Hey, here was mighty GM, once the king of car design, bogged down in a design malaise that was eroding market share in big chunks while it wrestled with a series of product development reorganizations that bore, well, boring cars and trucks.

Enter the savior.

What is not widely reported, however, is that GM already was making major strides toward changing its stodgy image. Some new models, such as Cadillac's edgy $30,000 CTS now reaching market, already were in the works and have received high praise (although Lutz is upgrading interiors of future models). Its new 2002 midsize SUVs, Chevy TrailBlazer and GMC Envoy, also have gotten favorable reviews. And production vehicles and concept models in the pipeline indicate GM has some winners coming soon.

Indeed, Lutz himself said after he toured GM's studios that its styling was heading in the right direction, making his job all the more alluring.

What is also often overlooked is that although the designs of Chrysler's mainstay passenger cars during his tenure were clean and advanced, none proved to be consistently solid sellers. He pushed the Viper super sportster through to create a halo for Dodge, but Viper has remained a small-volume niche. He also was instrumental in getting the Plymouth Prowler ersatz hot rod into production, but it is now being phased out. And even though it bowed long after his departure, he's credited with championing the PT Cruiser. Now it's stalled in the market, for the first time requiring incentives to keep it moving.

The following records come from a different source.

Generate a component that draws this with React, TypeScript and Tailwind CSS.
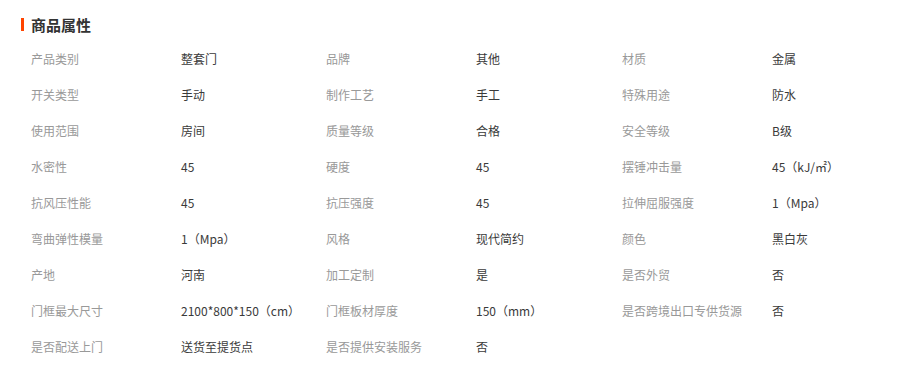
import React from "react";

const rows: [string, string, string, string, string, string][] = [
  ["产品类别", "整套门", "品牌", "其他", "材质", "金属"],
  ["开关类型", "手动", "制作工艺", "手工", "特殊用途", "防水"],
  ["使用范围", "房间", "质量等级", "合格", "安全等级", "B级"],
  ["水密性", "45", "硬度", "45", "摆锤冲击量", "45（kJ/㎡）"],
  ["抗风压性能", "45", "抗压强度", "45", "拉伸屈服强度", "1（Mpa）"],
  ["弯曲弹性模量", "1（Mpa）", "风格", "现代简约", "颜色", "黑白灰"],
  ["产地", "河南", "加工定制", "是", "是否外贸", "否"],
  ["门框最大尺寸", "2100*800*150（cm）", "门框板材厚度", "150（mm）", "是否跨境出口专供货源", "否"],
  ["是否配送上门", "送货至提货点", "是否提供安装服务", "否", "", ""],
];

export default function App() {
  return (
    <div
      className="w-[897px] h-[371px] bg-white overflow-hidden pt-[16px] pl-[21px]"
      style={{ fontFamily: '"Noto Sans CJK SC", "Liberation Sans", sans-serif' }}
    >
      <div className="flex items-center h-[16px]">
        <div className="w-[3px] h-[13px] bg-[#ff4400]" />
        <div className="ml-[7px] text-[15px] font-bold text-[#333] leading-none">商品属性</div>
      </div>
      <div className="mt-[9px] pl-[10px]">
        {rows.map((r, i) => (
          <div key={i} className="grid grid-cols-[150px_145px_150px_146px_150px_150px] h-[36px] items-center text-[12px] leading-none">
            <div className="text-[#999]">{r[0]}</div>
            <div className="text-[#3a3a3a]">{r[1]}</div>
            <div className="text-[#999]">{r[2]}</div>
            <div className="text-[#3a3a3a]">{r[3]}</div>
            <div className="text-[#999]">{r[4]}</div>
            <div className="text-[#3a3a3a]">{r[5]}</div>
          </div>
        ))}
      </div>
    </div>
  );
}
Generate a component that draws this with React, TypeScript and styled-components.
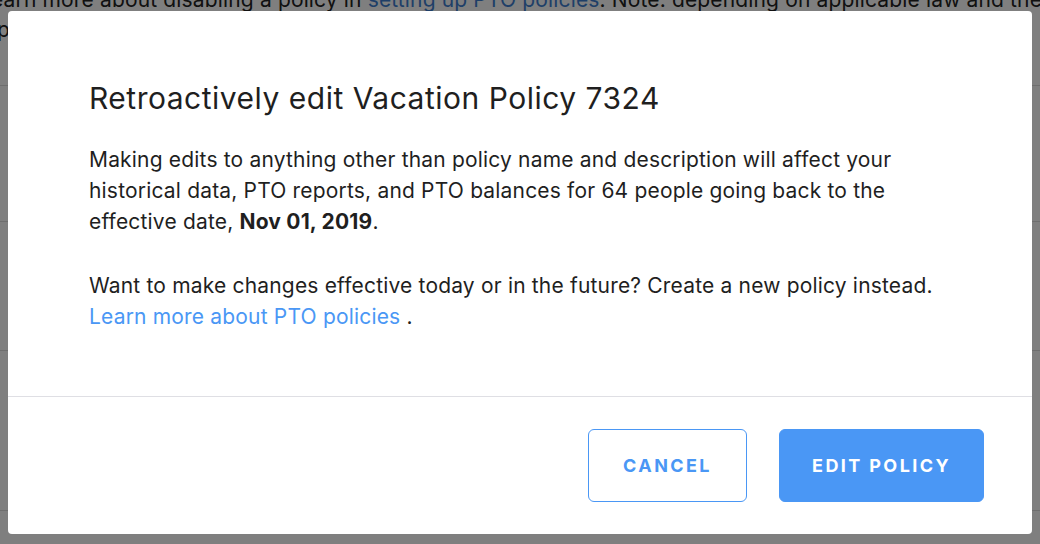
import React from "react";
import styled, { createGlobalStyle } from "styled-components";

const FONT = `Inter, "Noto Sans", sans-serif`;

const Global = createGlobalStyle`
  html, body { margin: 0; padding: 0; }
  body {
    width: 1040px;
    height: 544px;
    overflow: hidden;
    background: #ffffff;
    font-family: ${FONT};
  }
`;

const Page = styled.div`
  position: relative;
  width: 1040px;
  height: 544px;
  overflow: hidden;
  background: #ffffff;
`;

const BackText = styled.div`
  margin-top: -15px;
  font-size: 21px;
  line-height: 30px;
  letter-spacing: 0.15px;
  color: #222;
`;

const BackLine = styled.div<{ $shift: number }>`
  white-space: nowrap;
  margin-left: ${(p) => p.$shift}px;
`;

const BackLink = styled.span`
  color: #3f7fd0;
`;

const BackRow = styled.div<{ $h: number }>`
  height: ${(p) => p.$h}px;
  border-bottom: 1px solid #dcdcdc;
`;

const Overlay = styled.div`
  position: absolute;
  inset: 0;
  background: rgba(0, 0, 0, 0.5);
  padding: 11px 8px 10px 8px;
  box-sizing: border-box;
  display: flex;
`;

const Modal = styled.div`
  flex: 1;
  background: #ffffff;
  border-radius: 4px;
  display: flex;
  flex-direction: column;
`;

const Body = styled.div`
  flex: 1;
  padding: 69px 80px 0 81px;
`;

const Title = styled.h2`
  margin: 0 0 28px 0;
  font-size: 30px;
  line-height: 36px;
  font-weight: 400;
  letter-spacing: 0.5px;
  color: #1f1f1f;
`;

const Para = styled.p<{ $gap?: number }>`
  margin: 0 0 ${(p) => p.$gap ?? 0}px 0;
  font-size: 21px;
  line-height: 31px;
  letter-spacing: 0.18px;
  color: #1f1f1f;
`;

const Link = styled.a`
  color: #4a97f5;
  text-decoration: none;
`;

const Footer = styled.div`
  border-top: 1px solid #dfdfe4;
  padding: 32px 48px 32px 0;
  display: flex;
  justify-content: flex-end;
  gap: 32px;
`;

const Button = styled.button<{ $primary?: boolean; $w: number }>`
  width: ${(p) => p.$w}px;
  height: 73px;
  box-sizing: border-box;
  border-radius: 6px;
  border: 1px solid #4a97f5;
  background: ${(p) => (p.$primary ? "#4a97f5" : "#ffffff")};
  color: ${(p) => (p.$primary ? "#ffffff" : "#4a97f5")};
  font-family: ${FONT};
  font-size: 18px;
  font-weight: 700;
  letter-spacing: 2.4px;
  text-transform: uppercase;
  cursor: pointer;
`;

export default function App() {
  return (
    <Page>
      <Global />
      <BackText>
        <BackLine $shift={-21}>
          Learn more about disabling a policy in <BackLink>setting up PTO policies</BackLink>. Note:
          depending on applicable law and the
        </BackLine>
        <BackLine $shift={-3}>policy settings, disabling a policy may affect balances.</BackLine>
      </BackText>
      <BackRow $h={40} />
      <BackRow $h={135} />
      <BackRow $h={128} />
      <BackRow $h={159} />
      <Overlay>
        <Modal>
          <Body>
            <Title>Retroactively edit Vacation Policy 7324</Title>
            <Para $gap={33}>
              Making edits to anything other than policy name and description will affect your
              historical data, PTO reports, and PTO balances for 64 people going back to the
              effective date, <b>Nov 01, 2019</b>.
            </Para>
            <Para>
              Want to make changes effective today or in the future? Create a new policy instead.
              <br />
              <Link href="#">Learn more about PTO policies</Link> .
            </Para>
          </Body>
          <Footer>
            <Button $w={159}>Cancel</Button>
            <Button $primary $w={205}>Edit Policy</Button>
          </Footer>
        </Modal>
      </Overlay>
    </Page>
  );
}
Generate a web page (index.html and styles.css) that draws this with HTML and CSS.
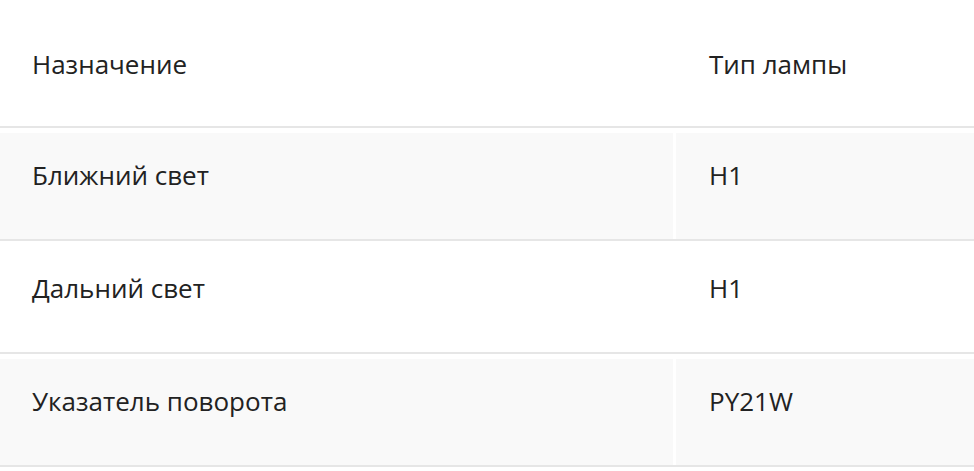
FILE: index.html
```html
<!DOCTYPE html>
<html lang="ru">
<head>
<meta charset="utf-8">
<link rel="stylesheet" href="styles.css">
</head>
<body>
<div class="table">
  <div class="row head">
    <div class="cell">Назначение</div>
    <div class="cell">Тип лампы</div>
  </div>
  <div class="row shaded">
    <div class="cell">Ближний свет</div>
    <div class="cell">H1</div>
  </div>
  <div class="row">
    <div class="cell">Дальний свет</div>
    <div class="cell">H1</div>
  </div>
  <div class="row shaded">
    <div class="cell">Указатель поворота</div>
    <div class="cell">PY21W</div>
  </div>
</div>
</body>
</html>
```
FILE: styles.css
```css
html, body {
  margin: 0;
  padding: 0;
  background: #ffffff;
}
body {
  font-family: "Open Sans", "Noto Sans", sans-serif;
  font-size: 26px;
  line-height: 39px;
  color: #222222;
  overflow: hidden;
}
.table {
  display: flex;
  flex-direction: column;
  gap: 5px;
  margin-top: 20px;
}
.row {
  display: grid;
  grid-template-columns: 673px 1fr;
  column-gap: 3px;
  border-bottom: 2px solid #e6e6e6;
}
.cell {
  height: 106px;
  box-sizing: border-box;
  padding: 23px 32px 44px 32px;
  white-space: nowrap;
}
.cell + .cell {
  padding-left: 33px;
}
.head .cell {
  padding-top: 25px;
  padding-bottom: 42px;
}
.shaded .cell {
  background: #f9f9f9;
}
```
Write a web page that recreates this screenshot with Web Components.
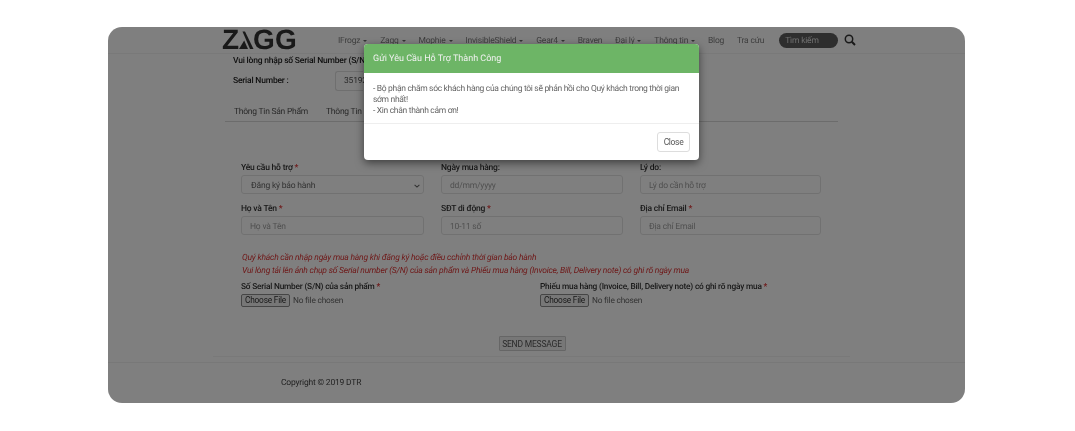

Lutz did better on the truck side, ushering in the full size Ram pickups modeled after big rigs, Dodge Durango SUV and Jeep Grand Cherokee.

Because GM's trucks, SUVs and crossover models are mostly new or already in the works, his priority seemingly would be on the car side, where GM is weakest. With GM's marketing clout and other resources, he has a better chance of success in that arena than he enjoyed at Chrysler.

To make that happen, Lutz in February made his boldest move yet: A complete revamping of the way GM designs and develops its products.

Gone are the seven brand-character studios and four production studios, replaced by three studios: Cars, trucks and interiors. Bryan Nesbitt, who was chief designer of the PT Cruiser at Chrysler and was recruited by GM to head the Chevrolet studio last spring, at 33 becomes the wunderkind of GM's car studios. Ed Welburn, 51, becomes responsible for trucks. And Anne Asensio, 39, takes charge of interiors and becomes the focal point for quality and brand character.

All report to Vice President-Design Wayne Cherry, who is scheduled to retire at 65 in September. In the new lineup, Cherry joins GM's North American Strategy Board, finally giving designers a direct voice in that decision-making group.

Mark Hogan, 50, becomes group vice president in charge of advanced vehicle development and, like Cherry, reports to Lutz. His job is to work with engineering, manufacturing and marketing to develop the business case for each new product.

The new organization wipes out several steps and echelons in the design-to-production process, and up to 400 jobs in the 1,200-person design staff. It also is targeted to reduce new-product decisions to two months from 12 months under the old system.

And it repudiates the “brand management” strategy instituted by former Chairman John Smale and Ron Zarrella, GM North America chief who departed late last year.

“Product management” might be the new mantra. Although it appears Lutz is on the right track, sweeping reorganizations nearly always produce glitches. And at 70 and counting, Lutz must surely know that GM can ill afford to spin its wheels under relentless competition.